** Begin Material **
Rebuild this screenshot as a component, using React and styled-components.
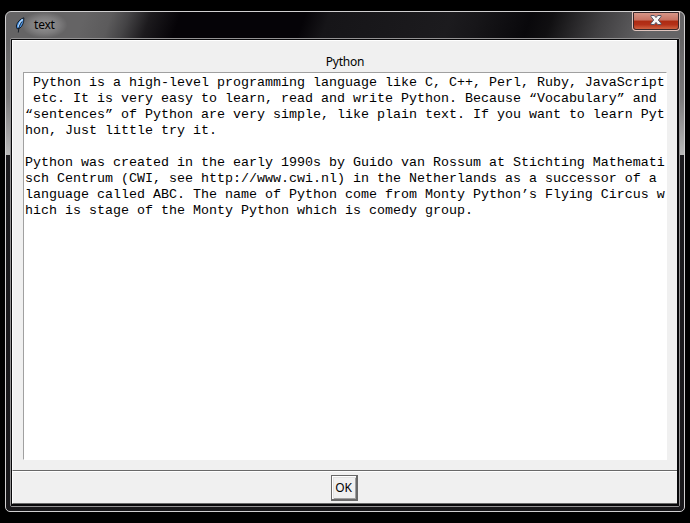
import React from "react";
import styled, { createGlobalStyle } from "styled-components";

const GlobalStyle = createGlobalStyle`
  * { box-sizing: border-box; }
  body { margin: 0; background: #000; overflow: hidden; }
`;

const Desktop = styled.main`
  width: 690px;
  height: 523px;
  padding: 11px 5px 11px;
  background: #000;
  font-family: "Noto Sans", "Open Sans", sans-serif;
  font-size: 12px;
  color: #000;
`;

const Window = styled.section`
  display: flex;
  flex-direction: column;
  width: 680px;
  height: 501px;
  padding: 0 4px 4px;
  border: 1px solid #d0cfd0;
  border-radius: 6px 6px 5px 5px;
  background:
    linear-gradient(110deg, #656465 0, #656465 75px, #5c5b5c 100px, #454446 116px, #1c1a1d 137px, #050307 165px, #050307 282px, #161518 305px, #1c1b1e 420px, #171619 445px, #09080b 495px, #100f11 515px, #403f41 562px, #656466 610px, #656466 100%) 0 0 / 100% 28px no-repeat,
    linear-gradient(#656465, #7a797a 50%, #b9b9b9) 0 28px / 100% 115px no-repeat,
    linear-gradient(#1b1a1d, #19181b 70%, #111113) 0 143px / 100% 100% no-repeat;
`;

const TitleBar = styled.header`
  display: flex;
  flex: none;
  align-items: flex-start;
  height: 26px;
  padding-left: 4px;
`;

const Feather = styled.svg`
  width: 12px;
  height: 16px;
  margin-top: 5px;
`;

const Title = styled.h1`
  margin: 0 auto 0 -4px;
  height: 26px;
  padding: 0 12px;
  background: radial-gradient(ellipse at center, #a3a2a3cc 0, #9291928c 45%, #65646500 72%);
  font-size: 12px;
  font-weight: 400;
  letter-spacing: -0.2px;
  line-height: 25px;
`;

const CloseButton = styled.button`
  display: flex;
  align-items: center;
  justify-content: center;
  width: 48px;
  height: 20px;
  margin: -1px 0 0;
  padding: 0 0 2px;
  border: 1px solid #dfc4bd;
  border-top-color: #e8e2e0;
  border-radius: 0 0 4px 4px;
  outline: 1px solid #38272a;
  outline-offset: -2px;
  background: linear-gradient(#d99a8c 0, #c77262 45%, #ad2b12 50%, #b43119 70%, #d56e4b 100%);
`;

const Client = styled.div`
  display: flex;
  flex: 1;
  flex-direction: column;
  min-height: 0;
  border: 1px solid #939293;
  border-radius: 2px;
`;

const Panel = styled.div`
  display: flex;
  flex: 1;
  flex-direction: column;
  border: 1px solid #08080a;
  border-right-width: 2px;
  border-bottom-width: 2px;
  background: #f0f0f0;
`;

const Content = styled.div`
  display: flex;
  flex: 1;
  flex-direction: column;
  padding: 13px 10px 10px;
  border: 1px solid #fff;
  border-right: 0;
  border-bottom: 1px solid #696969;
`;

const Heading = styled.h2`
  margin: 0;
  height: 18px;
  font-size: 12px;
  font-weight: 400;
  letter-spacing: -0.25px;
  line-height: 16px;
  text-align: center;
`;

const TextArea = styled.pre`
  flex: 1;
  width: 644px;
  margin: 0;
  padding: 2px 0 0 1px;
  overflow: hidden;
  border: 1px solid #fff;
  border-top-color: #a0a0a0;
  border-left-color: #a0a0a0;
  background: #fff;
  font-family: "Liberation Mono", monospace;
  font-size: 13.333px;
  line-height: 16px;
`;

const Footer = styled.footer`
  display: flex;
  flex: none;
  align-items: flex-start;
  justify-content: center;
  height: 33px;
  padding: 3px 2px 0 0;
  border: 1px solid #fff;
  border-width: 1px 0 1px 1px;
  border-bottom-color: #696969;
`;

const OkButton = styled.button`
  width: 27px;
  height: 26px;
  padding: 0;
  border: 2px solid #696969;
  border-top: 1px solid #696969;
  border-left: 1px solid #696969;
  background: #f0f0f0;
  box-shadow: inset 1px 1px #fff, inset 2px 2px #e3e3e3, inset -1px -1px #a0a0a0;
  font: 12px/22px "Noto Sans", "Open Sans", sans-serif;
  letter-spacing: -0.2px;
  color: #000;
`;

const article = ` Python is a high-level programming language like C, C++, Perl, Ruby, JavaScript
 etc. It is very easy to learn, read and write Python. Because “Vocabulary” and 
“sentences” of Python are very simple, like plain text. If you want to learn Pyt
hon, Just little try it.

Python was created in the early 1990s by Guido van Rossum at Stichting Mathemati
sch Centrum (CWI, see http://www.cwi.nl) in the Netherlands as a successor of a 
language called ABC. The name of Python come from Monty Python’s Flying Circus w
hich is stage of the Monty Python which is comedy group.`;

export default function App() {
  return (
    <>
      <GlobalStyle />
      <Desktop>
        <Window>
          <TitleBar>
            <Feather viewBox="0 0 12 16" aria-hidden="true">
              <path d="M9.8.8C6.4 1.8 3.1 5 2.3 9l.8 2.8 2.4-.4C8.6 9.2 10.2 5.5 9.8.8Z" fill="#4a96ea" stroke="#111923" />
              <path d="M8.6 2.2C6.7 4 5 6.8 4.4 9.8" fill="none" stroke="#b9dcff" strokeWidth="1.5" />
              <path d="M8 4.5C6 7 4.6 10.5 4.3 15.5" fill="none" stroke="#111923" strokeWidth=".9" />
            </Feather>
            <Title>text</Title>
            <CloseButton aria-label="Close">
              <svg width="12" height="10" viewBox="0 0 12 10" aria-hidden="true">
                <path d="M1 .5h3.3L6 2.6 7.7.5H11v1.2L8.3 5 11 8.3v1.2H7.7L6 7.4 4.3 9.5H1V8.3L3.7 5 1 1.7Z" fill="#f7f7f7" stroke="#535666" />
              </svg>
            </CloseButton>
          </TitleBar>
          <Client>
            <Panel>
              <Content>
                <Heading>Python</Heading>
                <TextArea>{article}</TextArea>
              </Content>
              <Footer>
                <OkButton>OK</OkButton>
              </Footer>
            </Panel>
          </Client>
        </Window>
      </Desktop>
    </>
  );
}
** End Material **
_Exercise_.
Leave out the pictures and copy the rest of the material above exactly.

_The output_.
Rebuild this screenshot as a component, using React and styled-components.
import React from "react";
import styled, { createGlobalStyle } from "styled-components";

const GlobalStyle = createGlobalStyle`
  * { box-sizing: border-box; }
  body { margin: 0; background: #000; overflow: hidden; }
`;

const Desktop = styled.main`
  width: 690px;
  height: 523px;
  padding: 11px 5px 11px;
  background: #000;
  font-family: "Noto Sans", "Open Sans", sans-serif;
  font-size: 12px;
  color: #000;
`;

const Window = styled.section`
  display: flex;
  flex-direction: column;
  width: 680px;
  height: 501px;
  padding: 0 4px 4px;
  border: 1px solid #d0cfd0;
  border-radius: 6px 6px 5px 5px;
  background:
    linear-gradient(110deg, #656465 0, #656465 75px, #5c5b5c 100px, #454446 116px, #1c1a1d 137px, #050307 165px, #050307 282px, #161518 305px, #1c1b1e 420px, #171619 445px, #09080b 495px, #100f11 515px, #403f41 562px, #656466 610px, #656466 100%) 0 0 / 100% 28px no-repeat,
    linear-gradient(#656465, #7a797a 50%, #b9b9b9) 0 28px / 100% 115px no-repeat,
    linear-gradient(#1b1a1d, #19181b 70%, #111113) 0 143px / 100% 100% no-repeat;
`;

const TitleBar = styled.header`
  display: flex;
  flex: none;
  align-items: flex-start;
  height: 26px;
  padding-left: 4px;
`;

const Feather = styled.svg`
  width: 12px;
  height: 16px;
  margin-top: 5px;
`;

const Title = styled.h1`
  margin: 0 auto 0 -4px;
  height: 26px;
  padding: 0 12px;
  background: radial-gradient(ellipse at center, #a3a2a3cc 0, #9291928c 45%, #65646500 72%);
  font-size: 12px;
  font-weight: 400;
  letter-spacing: -0.2px;
  line-height: 25px;
`;

const CloseButton = styled.button`
  display: flex;
  align-items: center;
  justify-content: center;
  width: 48px;
  height: 20px;
  margin: -1px 0 0;
  padding: 0 0 2px;
  border: 1px solid #dfc4bd;
  border-top-color: #e8e2e0;
  border-radius: 0 0 4px 4px;
  outline: 1px solid #38272a;
  outline-offset: -2px;
  background: linear-gradient(#d99a8c 0, #c77262 45%, #ad2b12 50%, #b43119 70%, #d56e4b 100%);
`;

const Client = styled.div`
  display: flex;
  flex: 1;
  flex-direction: column;
  min-height: 0;
  border: 1px solid #939293;
  border-radius: 2px;
`;

const Panel = styled.div`
  display: flex;
  flex: 1;
  flex-direction: column;
  border: 1px solid #08080a;
  border-right-width: 2px;
  border-bottom-width: 2px;
  background: #f0f0f0;
`;

const Content = styled.div`
  display: flex;
  flex: 1;
  flex-direction: column;
  padding: 13px 10px 10px;
  border: 1px solid #fff;
  border-right: 0;
  border-bottom: 1px solid #696969;
`;

const Heading = styled.h2`
  margin: 0;
  height: 18px;
  font-size: 12px;
  font-weight: 400;
  letter-spacing: -0.25px;
  line-height: 16px;
  text-align: center;
`;

const TextArea = styled.pre`
  flex: 1;
  width: 644px;
  margin: 0;
  padding: 2px 0 0 1px;
  overflow: hidden;
  border: 1px solid #fff;
  border-top-color: #a0a0a0;
  border-left-color: #a0a0a0;
  background: #fff;
  font-family: "Liberation Mono", monospace;
  font-size: 13.333px;
  line-height: 16px;
`;

const Footer = styled.footer`
  display: flex;
  flex: none;
  align-items: flex-start;
  justify-content: center;
  height: 33px;
  padding: 3px 2px 0 0;
  border: 1px solid #fff;
  border-width: 1px 0 1px 1px;
  border-bottom-color: #696969;
`;

const OkButton = styled.button`
  width: 27px;
  height: 26px;
  padding: 0;
  border: 2px solid #696969;
  border-top: 1px solid #696969;
  border-left: 1px solid #696969;
  background: #f0f0f0;
  box-shadow: inset 1px 1px #fff, inset 2px 2px #e3e3e3, inset -1px -1px #a0a0a0;
  font: 12px/22px "Noto Sans", "Open Sans", sans-serif;
  letter-spacing: -0.2px;
  color: #000;
`;

const article = ` Python is a high-level programming language like C, C++, Perl, Ruby, JavaScript
 etc. It is very easy to learn, read and write Python. Because “Vocabulary” and 
“sentences” of Python are very simple, like plain text. If you want to learn Pyt
hon, Just little try it.

Python was created in the early 1990s by Guido van Rossum at Stichting Mathemati
sch Centrum (CWI, see http://www.cwi.nl) in the Netherlands as a successor of a 
language called ABC. The name of Python come from Monty Python’s Flying Circus w
hich is stage of the Monty Python which is comedy group.`;

export default function App() {
  return (
    <>
      <GlobalStyle />
      <Desktop>
        <Window>
          <TitleBar>
            <Feather viewBox="0 0 12 16" aria-hidden="true">
              <path d="M9.8.8C6.4 1.8 3.1 5 2.3 9l.8 2.8 2.4-.4C8.6 9.2 10.2 5.5 9.8.8Z" fill="#4a96ea" stroke="#111923" />
              <path d="M8.6 2.2C6.7 4 5 6.8 4.4 9.8" fill="none" stroke="#b9dcff" strokeWidth="1.5" />
              <path d="M8 4.5C6 7 4.6 10.5 4.3 15.5" fill="none" stroke="#111923" strokeWidth=".9" />
            </Feather>
            <Title>text</Title>
            <CloseButton aria-label="Close">
              <svg width="12" height="10" viewBox="0 0 12 10" aria-hidden="true">
                <path d="M1 .5h3.3L6 2.6 7.7.5H11v1.2L8.3 5 11 8.3v1.2H7.7L6 7.4 4.3 9.5H1V8.3L3.7 5 1 1.7Z" fill="#f7f7f7" stroke="#535666" />
              </svg>
            </CloseButton>
          </TitleBar>
          <Client>
            <Panel>
              <Content>
                <Heading>Python</Heading>
                <TextArea>{article}</TextArea>
              </Content>
              <Footer>
                <OkButton>OK</OkButton>
              </Footer>
            </Panel>
          </Client>
        </Window>
      </Desktop>
    </>
  );
}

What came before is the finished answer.